Não faço ideia se era apenas o presente da música que lhe eram agradáveis se seriam lembranças que a fizessem recordar, tempos vividos em que ela mesma houvesse amado alguém que recordasse ainda com ternura e sentisse longínquo que fosse o fogo do amor passado. Recordo com nostalgia a simpatia que ela me dispensava e lembro que dizia à filha: -Vê lá se arranjas que o rapaz forre mais tabuleiros de bolos de arroz, pois ele agora termina a cantilena muito mais rapidamente do que há tempos atrás. Já eu forrava aquilo com destreza que perdi quando tempos depois fui promovido a oficial, logo que mudei para o Poças e a idade e experiência me trouxeram capacidade e saber para deixar de forrar bolos de arroz, não deixando nunca de preparar as massas e de ser eu a tendê-los de manhã bem cedo como primeiro item da produção que antecedia a cozedura dos croissant's.
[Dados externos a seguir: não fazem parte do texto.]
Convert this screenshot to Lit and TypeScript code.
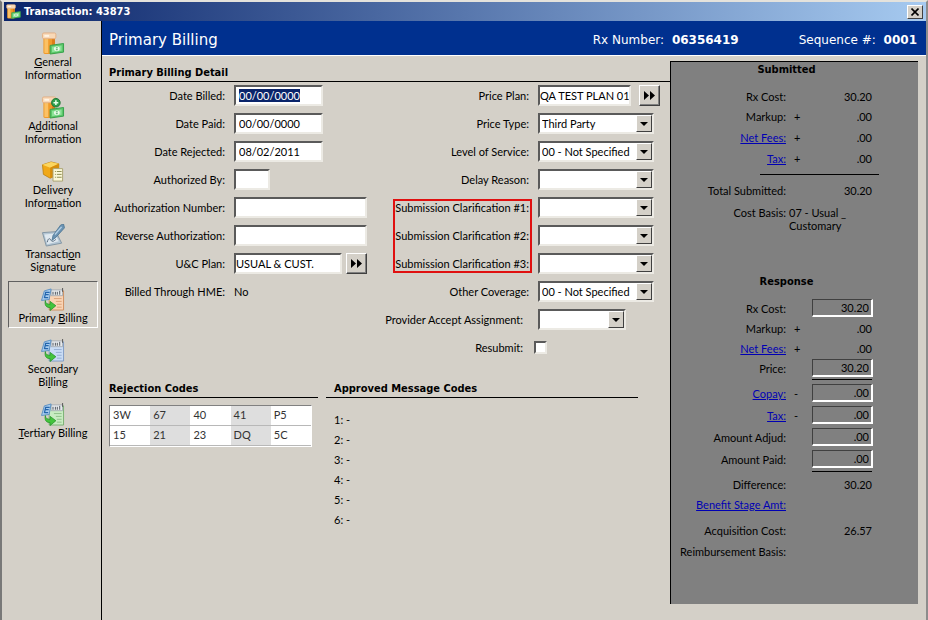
import { LitElement, html, svg, css, nothing, TemplateResult } from "lit";
import { customElement, query } from "lit/decorators.js";
import { classMap } from "lit/directives/class-map.js";

const bottle = svg`
  <path d="M2 6 H14 V21 Q14 23 12 23 H4 Q2 23 2 21 Z" fill="#f09a2a"/>
  <path d="M3 6 H7 V22 H4 Q3 22 3 21 Z" fill="#fbc164"/>
  <rect x="11" y="6" width="3" height="16" fill="#dd7c18"/>
  <rect x="1" y="1" width="14" height="6" rx="1.500" fill="#f8d9b8" stroke="#e3b083"/>
  <path d="M3 4 H8" stroke="#fff4e6" stroke-width="2"/>`;

const money = svg`
  <path d="M9 14 L23 12 L23 21 L9 23 Z" fill="#5cc86a" stroke="#35a04b"/>
  <path d="M11 15.500 L21 14 L21 19.500 L11 21 Z" fill="#8ee39a"/>
  <ellipse cx="16" cy="17.500" rx="3" ry="2.500" fill="#e9fbe8"/>
  <path d="M15 16.500 h2 M15 18.500 h2" stroke="#3fa556"/>`;

const claim = (paper: string, edge: string) => svg`
  <path d="M8 3 H23 V23 H8 Z" fill="${paper}" stroke="${edge}"/>
  <path d="M10 2 h12 v6 h-12 z" fill="#e6e9ec" stroke="#9aa2aa" stroke-width=".8"/>
  <path d="M12 4 v3 M14.500 4 v3 M16.500 4 v3 M19 3 v4" stroke="#4f565e"/>
  <path d="M22 0 v4" stroke="#555"/>
  <path d="M13 11 h8 M15 14 h6 M16 17 h5 M16 20 h5" stroke="${edge}" opacity=".7"/>
  <path d="M3 3 L10 1 L8 12 L0 13 Z" fill="#a9cdee" stroke="#5b90c4"/>
  <path d="M4.500 4.500 h4 M4 7 h3.500 M3 10 h4 M4.500 4 L3 10.500" stroke="#2466ad" stroke-width="1.300" fill="none"/>
  <path d="M4 13 C4 16 6 17 9 17 V14 L15 18.500 L9 23.500 V20.500 C5 20.500 3 18 4 13 Z" fill="#43c43c" stroke="#249129" stroke-width=".8"/>`;

const icons: Record<string, TemplateResult> = {
  general: svg`${bottle}${money}`,
  additional: svg`${bottle}${money}
    <circle cx="15" cy="7" r="4.500" fill="#2f9e4c" stroke="#1c7434"/>
    <path d="M15 4.500 v5 M12.500 7 h5" stroke="#e6ffe9" stroke-width="1.600"/>`,
  delivery: svg`
    <path d="M1 5 L10 2 L18 4 V15 L9 19 L2 15 Z" fill="#f0a818" stroke="#b97d0c" stroke-width=".8"/>
    <path d="M1 5 L10 2 L18 4 L9 8 Z" fill="#fbd660"/>
    <path d="M9 8 L18 4 V15 L9 19 Z" fill="#d58d0c"/>
    <path d="M12 9 H22 V22 H12 Z" fill="#fbf8d8" stroke="#a9a372"/>
    <path d="M14 12 h1 M16 12 h5 M14 15 h1 M16 15 h5 M14 18 h1 M16 18 h5" stroke="#8a8a4c"/>`,
  signature: svg`
    <path d="M1 9 L15 8 L21 20 L5 23 Z" fill="#b4c6d4" stroke="#8194a3"/>
    <path d="M3 11 L14 10 L18 18 L6 21 Z" fill="#dfe8ef"/>
    <path d="M6 19 C7 14 9 15 10 17 S13 18 15 16" fill="none" stroke="#56697a"/>
    <path d="M11 17 L12 12 L20 1 L23 0 L24 4 L15 14 Z" fill="#6b93b3" stroke="#46708f" stroke-width=".8"/>
    <path d="M14 11 L21 3" stroke="#b4d0e6" stroke-width="1.400"/>`,
  primary: claim("#f9d3b4", "#cf8f60"),
  secondary: claim("#c9dcf5", "#7f9cc4"),
  tertiary: claim("#c8ecc2", "#78b072"),
};

interface NavItem { icon: string; label: TemplateResult; active?: boolean }
const navItems: NavItem[] = [
  { icon: "general", label: html`<u>G</u>eneral<br>Information` },
  { icon: "additional", label: html`A<u>d</u>ditional<br>Information` },
  { icon: "delivery", label: html`Delivery<br>Infor<u>m</u>ation` },
  { icon: "signature", label: html`Transacti<u>o</u>n<br>Signature` },
  { icon: "primary", label: html`Primary <u>B</u>illing`, active: true },
  { icon: "secondary", label: html`Secondary<br>Bi<u>l</u>ling` },
  { icon: "tertiary", label: html`<u>T</u>ertiary Billing` },
];

interface Amount {
  id: string; label: string; sign?: string; value?: string;
  link?: boolean; boxed?: boolean; tall?: boolean; rule?: boolean; apart?: boolean;
}
const submitted: Amount[] = [
  { id: "s-cost", label: "Rx Cost:", value: "30.20" },
  { id: "s-markup", label: "Markup:", sign: "+", value: ".00" },
  { id: "s-fees", label: "Net Fees:", sign: "+", value: ".00", link: true, tall: true },
  { id: "s-tax", label: "Tax:", sign: "+", value: ".00", link: true },
];
const response: Amount[] = [
  { id: "r-cost", label: "Rx Cost:", value: "30.20", boxed: true },
  { id: "r-markup", label: "Markup:", sign: "+", value: ".00" },
  { id: "r-fees", label: "Net Fees:", sign: "+", value: ".00", link: true },
  { id: "r-price", label: "Price:", value: "30.20", boxed: true, rule: true },
  { id: "r-copay", label: "Copay:", sign: "-", value: ".00", link: true, boxed: true, tall: true },
  { id: "r-tax", label: "Tax:", sign: "-", value: ".00", link: true, boxed: true, tall: true },
  { id: "r-adjud", label: "Amount Adjud:", value: ".00", boxed: true, tall: true },
  { id: "r-paid", label: "Amount Paid:", value: ".00", boxed: true, tall: true, rule: true },
  { id: "r-diff", label: "Difference:", value: "30.20" },
  { id: "r-stage", label: "Benefit Stage Amt:", link: true },
  { id: "r-acq", label: "Acquisition Cost:", value: "26.57", apart: true },
  { id: "r-basis", label: "Reimbursement Basis:", tall: true },
];

const rejectionCodes = [
  ["3W", "67", "40", "41", "P5"],
  ["15", "21", "23", "DQ", "5C"],
];

@customElement("app-root")
export class AppRoot extends LitElement {
  @query("#date-billed") private dateBilled!: HTMLInputElement;

  static styles = css`
    :host {
      display: flex; flex-direction: column; min-height: 100vh; box-sizing: border-box;
      background: #d4d0c8; color: #000; padding-left: 2px;
      border-left: 2px solid #787878; border-right: 2px solid #8c8c8c;
      border-top: 2px solid #e4e2dc;
      font: 11px/13px Lato, Tahoma, sans-serif;
    }
    * { box-sizing: border-box; }
    h1, h2, p { margin: 0; font: inherit; }
    button, input, select { font: inherit; color: inherit; margin: 0; border-radius: 0; }
    svg { display: block; }

    .titlebar, .heading, .group {
      font-family: "DejaVu Sans Condensed", Tahoma, sans-serif; font-weight: bold;
    }
    .titlebar {
      display: flex; align-items: center; height: 19px; padding: 0 3px 0 2px; gap: 3px;
      background: linear-gradient(90deg, #0a246a, #a6caf0); color: #fff;
    }
    .titlebar h1 { flex: 1; }
    .close {
      display: grid; place-items: center; width: 16px; height: 14px; padding: 0;
      background: #d4d0c8; border: 1px solid; border-color: #fff #404040 #404040 #fff;
    }

    .body { flex: 1; display: flex; }
    nav {
      flex: 0 0 98px; display: flex; flex-direction: column; gap: 4px;
      padding: 4px 3px 0 4px; border-right: 1px solid #000;
    }
    .nav-item {
      display: flex; flex-direction: column; align-items: center;
      padding: 6px 0 3px; background: none; border: 1px solid transparent;
      text-align: center; white-space: nowrap;
    }
    .nav-item svg { height: 23px; }
    .nav-item.active { border-color: #606060 #fff #fff #606060; }

    .page { flex: 1; min-width: 0; display: flex; flex-direction: column; }
    header {
      display: flex; align-items: center; height: 35px; padding: 3px 9px 0 7px;
      background: #00308f; border-bottom: 1px solid #fff; color: #fff;
      font: 12px/16px "DejaVu Sans", Verdana, sans-serif;
    }
    header h2 { flex: 1; font-size: 15px; }
    header strong { margin-left: 4px; }
    .rx { margin-right: 60px; }
    .columns { flex: 1; display: flex; align-items: stretch; }
    main { flex: 1; min-width: 0; padding: 10px 0 0 7px; }
    .heading { height: 16px; border-bottom: 1px solid #000; }

    .forms { display: flex; gap: 17px; margin-top: 3px; }
    .form {
      display: grid; grid-auto-rows: 21px; row-gap: 7px; column-gap: 9px;
      grid-template-columns: 116px 133px; align-items: center; align-content: start;
    }
    .form.second { grid-template-columns: 145px 124px; }
    .form label, .form .caption { grid-column: 1; text-align: right; white-space: nowrap; }
    .form .early { padding-right: 6px; }
    .cell { grid-column: 2; display: flex; align-items: center; }
    .text {
      height: 21px; min-width: 0; padding: 0; background: #fff; outline: 0;
      border: 2px solid; border-color: #5a5a5a #eceae4 #eceae4 #5a5a5a;
    }
    .text::selection { background: #0a246a; color: #fff; }
    .date { width: 89px; padding-left: 3px; }
    .initials { width: 36px; }
    .full { width: 133px; }
    .plan { width: 108px; margin-right: 4px; }
    .price { width: 93px; margin-right: 8px; }
    .go {
      display: grid; place-items: center; width: 21px; height: 21px; padding: 0;
      background: #d4d0c8; border: 1px solid; border-color: #fff #404040 #404040 #fff;
      box-shadow: inset -1px -1px #808080;
    }
    .combo { display: grid; width: 116px; height: 21px; }
    .combo.short { width: 88px; }
    .combo select {
      grid-area: 1 / 1; appearance: none; width: 100%; padding: 0 18px 0 2px;
      background: #fff; outline: 0; border: 2px solid;
      border-color: #5a5a5a #eceae4 #eceae4 #5a5a5a;
    }
    .arrow {
      grid-area: 1 / 1; justify-self: end; align-self: center; margin-right: 2px;
      display: grid; place-items: center; width: 16px; height: 17px; pointer-events: none;
      background: #d4d0c8; border: 1px solid; border-color: #fff #404040 #404040 #fff;
    }
    .marker {
      grid-row: 5 / 8; grid-column: 1; justify-self: end; align-self: stretch;
      width: 139px; margin: 2px -3px 1px 0; border: 2px solid #e01010; pointer-events: none;
    }
    .row5 { grid-row: 5; } .row6 { grid-row: 6; } .row7 { grid-row: 7; }
    .tick {
      appearance: none; width: 13px; height: 13px; margin-left: -4px; background: #fff;
      border: 2px solid; border-color: #5a5a5a #eceae4 #eceae4 #5a5a5a;
    }
    .tick:checked { background: #000; }

    .lists { display: flex; gap: 8px; margin-top: 24px; }
    .rejections { width: 209px; }
    .approved { width: 312px; }
    .approved .heading { padding-left: 8px; }
    table {
      margin-top: 7px; border-collapse: separate; border-spacing: 0; table-layout: fixed;
      width: 203px; color: #333; border: 1px solid; border-color: #808080 #fff #fff #808080;
    }
    td { height: 20px; padding: 0 3px 2px; background: #fff; border-bottom: 1px solid #b8b8b8; }
    td:nth-child(even) { background: #dedede; }
    ol { list-style: none; margin: 12px 0 0; padding: 0 0 0 8px; line-height: 20px; }

    aside {
      flex: 0 0 248px; margin: 5px 8px 16px 0; background: #808080;
      border-left: 1px solid #000; border-top: 1px solid #000;
    }
    .group { text-align: center; padding: 1px 16px 10px 0; }
    .group.later { padding-top: 43px; }
    .amount {
      display: grid; grid-template-columns: 115px 26px 60px; align-items: center; height: 20px;
    }
    .amount.tall { height: 22px; }
    .amount.apart { margin-top: 6px; }
    .amount .name { text-align: right; white-space: nowrap; }
    .amount .sign { padding-left: 8px; }
    .amount .value { text-align: right; }
    .amount input {
      width: 61px; height: 18px; padding: 0 2px; text-align: right; background: #808080;
      outline: 0; border: 1px solid; border-color: #404040 #fff #fff #404040;
      border-right-width: 2px; border-bottom-width: 2px;
    }
    a { color: #0000b4; }
    .rule { height: 1px; margin: 1px 0 2px 141px; width: 60px; background: #000; }
    .sum { height: 1px; margin: 6px 0 5px 89px; width: 119px; background: #000; }
    .basis { display: grid; grid-template-columns: 115px auto; column-gap: 3px; margin-top: 6px; }
    .basis span:first-child { text-align: right; }
  `;

  firstUpdated() {
    this.dateBilled.focus();
    this.dateBilled.select();
  }

  private textField(id: string, label: string, size: string, value = "", go?: string) {
    return html`
      <label for=${id}>${label}</label>
      <div class="cell">
        <input id=${id} class="text ${size}" type="text" .value=${value}>
        ${go ? html`<button class="go" type="button" aria-label=${go}>
          <svg width="13" height="11" viewBox="0 0 13 11"><path d="M1 1 L6 5.500 L1 10 Z M7 1 L12 5.500 L7 10 Z"/></svg>
        </button>` : nothing}
      </div>`;
  }

  private combo(id: string, label: string, value = "", row = "", short = false) {
    return html`
      <label for=${id} class=${classMap({ [row || "auto"]: true, early: short })}>${label}</label>
      <div class="cell ${row}">
        <div class=${classMap({ combo: true, short })}>
          <select id=${id}><option>${value}</option></select>
          <span class="arrow"><svg width="8" height="4" viewBox="0 0 8 4"><path d="M0 0 H8 L4 4 Z"/></svg></span>
        </div>
      </div>`;
  }

  private amount(a: Amount) {
    const name = a.link ? html`<a href="#${a.id}">${a.label}</a>`
      : a.boxed ? html`<label for=${a.id}>${a.label}</label>` : a.label;
    return html`
      <div class=${classMap({ amount: true, tall: !!a.tall, apart: !!a.apart })}>
        <span class="name">${name}</span>
        <span class="sign">${a.sign ?? ""}</span>
        ${a.boxed
          ? html`<input id=${a.id} type="text" readonly aria-label=${a.label} .value=${a.value ?? ""}>`
          : html`<span class="value">${a.value ?? ""}</span>`}
      </div>
      ${a.rule ? html`<div class="rule"></div>` : nothing}`;
  }

  render() {
    return html`
      <div class="titlebar">
        <svg width="15" height="15" viewBox="0 0 24 24">${icons.general}</svg>
        <h1>Transaction: 43873</h1>
        <button class="close" type="button" aria-label="Close">
          <svg width="8" height="8" viewBox="0 0 8 8"><path d="M0.500 0.500 L7.500 7.500 M7.500 0.500 L0.500 7.500" stroke="#000" stroke-width="1.600"/></svg>
        </button>
      </div>
      <div class="body">
        <nav>
          ${navItems.map((n) => html`
            <button type="button" class=${classMap({ "nav-item": true, active: !!n.active })}>
              <svg width="24" height="24" viewBox="0 0 24 24">${icons[n.icon]}</svg>
              <span>${n.label}</span>
            </button>`)}
        </nav>
        <div class="page">
          <header>
            <h2>Primary Billing</h2>
            <span class="rx">Rx Number: <strong>06356419</strong></span>
            <span>Sequence #: <strong>0001</strong></span>
          </header>
          <div class="columns">
            <main>
              <h2 class="heading">Primary Billing Detail</h2>
              <div class="forms">
                <div class="form">
                  ${this.textField("date-billed", "Date Billed:", "date", "00/00/0000")}
                  ${this.textField("date-paid", "Date Paid:", "date", "00/00/0000")}
                  ${this.textField("date-rejected", "Date Rejected:", "date", "08/02/2011")}
                  ${this.textField("authorized-by", "Authorized By:", "initials")}
                  ${this.textField("auth-number", "Authorization Number:", "full")}
                  ${this.textField("reverse-auth", "Reverse Authorization:", "full")}
                  ${this.textField("uc-plan", "U&C Plan:", "plan", "USUAL & CUST.", "Choose U&C plan")}
                  <span class="caption">Billed Through HME:</span><span class="cell">No</span>
                </div>
                <div class="form second">
                  ${this.textField("price-plan", "Price Plan:", "price", "QA TEST PLAN 01", "Choose price plan")}
                  ${this.combo("price-type", "Price Type:", "Third Party")}
                  ${this.combo("service-level", "Level of Service:", "00 - Not Specified")}
                  ${this.combo("delay-reason", "Delay Reason:")}
                  ${this.combo("clarification-1", "Submission Clarification #1:", "", "row5")}
                  ${this.combo("clarification-2", "Submission Clarification #2:", "", "row6")}
                  ${this.combo("clarification-3", "Submission Clarification #3:", "", "row7")}
                  <div class="marker"></div>
                  ${this.combo("other-coverage", "Other Coverage:", "00 - Not Specified")}
                  ${this.combo("accept-assignment", "Provider Accept Assignment:", "", "", true)}
                  <label class="early" for="resubmit">Resubmit:</label>
                  <div class="cell"><input id="resubmit" class="tick" type="checkbox"></div>
                </div>
              </div>
              <div class="lists">
                <section class="rejections">
                  <h2 class="heading">Rejection Codes</h2>
                  <table>
                    <tbody>${rejectionCodes.map((r) => html`<tr>${r.map((c) => html`<td>${c}</td>`)}</tr>`)}</tbody>
                  </table>
                </section>
                <section class="approved">
                  <h2 class="heading">Approved Message Codes</h2>
                  <ol>${[1, 2, 3, 4, 5, 6].map((n) => html`<li>${n}: -</li>`)}</ol>
                </section>
              </div>
            </main>
            <aside>
              <h2 class="group">Submitted</h2>
              ${submitted.map((a) => this.amount(a))}
              <div class="sum"></div>
              ${this.amount({ id: "s-total", label: "Total Submitted:", value: "30.20" })}
              <p class="basis"><span>Cost Basis:</span><span>07 - Usual _<br>Customary</span></p>
              <h2 class="group later">Response</h2>
              ${response.map((a) => this.amount(a))}
            </aside>
          </div>
        </div>
      </div>`;
  }
}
Ainda hoje gosto de bolos de arroz e é dos poucos que ainda como com prazer quando me apetece um café e um bolo de arroz.
As cintas eram feitas na Escola Tipográfica/Patronato de Santo António, onde pontuavam o Senhor Gomes, o Zé Manuel e o grande amigo João Reis. (Bolos de Arroz-fabrico diário da Pastelaria Ribeiro-Rua Alexandre Herculano-Bragança-Fabrico Próprio. (Fundo branco e letras azuis, em papel de boa qualidade, que os tipógrafos do Patronato fizeram durante décadas e que foram a razão da minha amizade e admiração por esta Casa e todos os que nela trabalharam e lhe deram prestígio. E de uma história de bolos de arroz, coisa menor nas ementas de pastelaria, mas que ainda hoje se vendem e consomem aos milhares e são um ex-libris da pastelaria tradicional portuguesa, fica para os que me conhecem e também os que me lêem um pedaço da minha vida que muito estimo e me orgulho. Nem só de grandes feitos se fazem as vidas. Também no livro dos Provérbios 22-29 pode ler-se: -Vês um homem hábil no seu trabalho? Ele se manterá diante dos Reis e não permanecerá entre gente ignóbil! Também o povo diz: -O trabalho dignifica o homem basta para preencher uma vida.




Gaia 07 de Outubro de 2019. 63 anos após o meu primeiro dia de Escola.